14. Februar 2013 · Kommentare deaktiviert für Ägypten: Organisierte Vergewaltigungen gegen protestierende Frauen · Kategorien: Ägypten · Tags:
taz 14.02.2013
Die dunkle Seite des Tahrir

Regelmäßig umringen Männergruppen auf dem Tahrirplatz Frauen und vergewaltigen sie. Freiwillige organisieren sich nun um die Überfallenen zu befreien.

von Karim El-Gawhary

KAIRO taz| Die ägyptische Frauenrechtlerin Mariam Kirollos hat Wichtigeres zu tun, als am Freitag wieder auf dem Tahrirplatz demonstrieren zu gehen. Sie findet auch, dass zwei Jahre nach dem Sturz Mubaraks die Proteste mit der Forderung, die Revolution fortzusetzen, richtig sind. Aber die 22-jährige Ägypterin sitzt im Krisenstab der Operation gegen sexuelle Belästigung (OpAntiSH) an der Hotline und hofft, dass es nicht klingelt. Wobei sie sich da nicht sicher ist.„Wenn das Telefon nicht läutet, dann bin ich einerseits froh, dass es heute keinen Notfall gibt, andererseits fürchte ich, dass manche der sexuellen Übergriffe auf Frauen nicht gemeldet werden“, sagt Mariam Kirollos, die beruflich für eine internationale Menschenrechtsorganisation recherchiert.

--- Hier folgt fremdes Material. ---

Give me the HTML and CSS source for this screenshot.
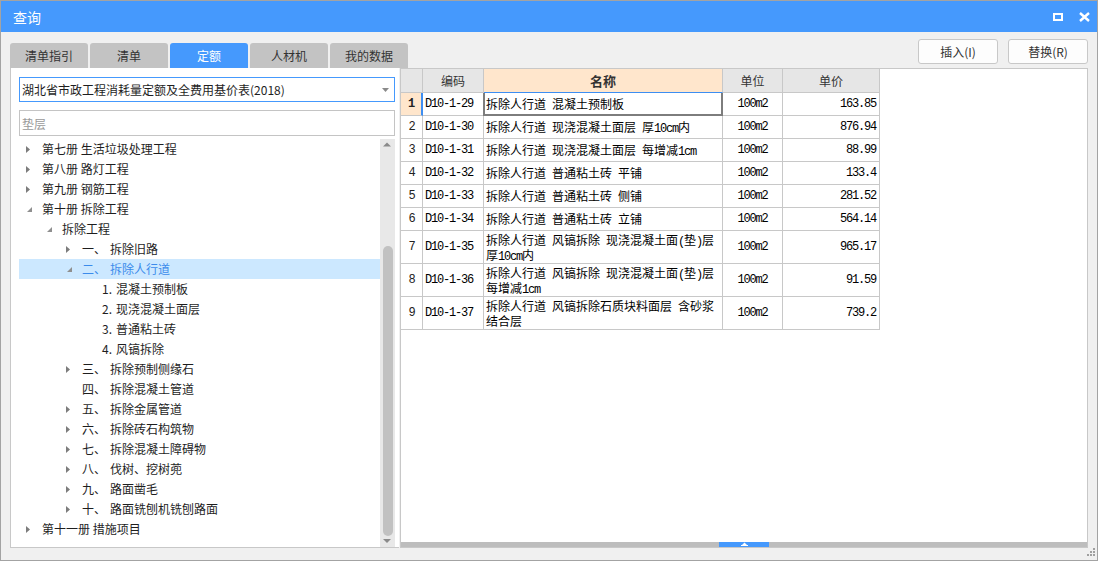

Mariam bekämpft die dunkle Seite des Tahrirplatzes. Die sexuellen Angriffe auf Frauen haben dort in den vergangenen Monaten zugenommen. Die Angriffe laufen stets nach dem gleichen Muster ab. Eine Frau wird von einem Mob von Männern umringt. Oft sind sie mit Messern und Knüppeln bewaffnet. Sie reißen der Frau die Kleider vom Leib, begrapschen sie, stecken ihr Hände und Gegenstände in die Körperöffnungen, vergewaltigen sie.

Manche Frauen berichten später, dass sie bereit waren, zu sterben. Auf den Videos ist nicht auszumachen, wer die Frau angreift und wer versucht, sie aus dieser Lage zu retten. Oft dauert es über eine Stunde, bis andere Demonstranten es schließlich schaffen, die Frauen zu befreien. Die Polizei bleibt dem Platz seit dem Sturz Mubaraks fern.Am Jahrestag der Revolution, dem 25. Januar, wurden mindestens 20 Frauen auf diese Art angegriffen. Unklar ist, ob die Übergriffe organisiert sind und als politische Waffe eingesetzt werden und wenn ja, wer dahintersteckt. Vieles deutet auf geplante Angriffe hin, um den Protesten auf dem Tahrir das Rückgrat zu brechen und Frauen abzuschrecken, dort teilzunehmen. Manche spekulieren, dass die Männer von Vertretern des alten Mubarak-Systems bezahlt werden, andere deuten auf die regierenden Muslimbrüder, die den Vorwurf weit von sich weisen. Handfeste Beweise gibt es für die Vorwürfe nicht.

Möglich ist auch, dass die Angriffe spontan geschehen. Vielleicht ist es eine Mischung aus beidem, denn die Angriffe wären nicht so erfolgreich, könnten die Angreifer nicht darauf zählen, dass Männer spontan mitmachen, andere als Schaulustige teilnehmen und die Reihen schließen, so dass kaum jemand durchbrechen kann, der die Frauen befreien will.

Die Übergriffe zeigen ein gesellschaftliches Problem. Sexuelle Belästigung gehört für Frauen in Ägypten zum Alltag. In einer Studie gaben 83 Prozent der ägyptischen Frauen an, schon einmal sexuell belästigt worden zu sein. „Das Problem hat sich verschärft, weil es die Ägypter jahrelang verleugnet haben“, sagt Mariam Kirollos. Den Frauen war es peinlich, darüber zu sprechen. Für die Männer war es ein Kavaliersdelikt.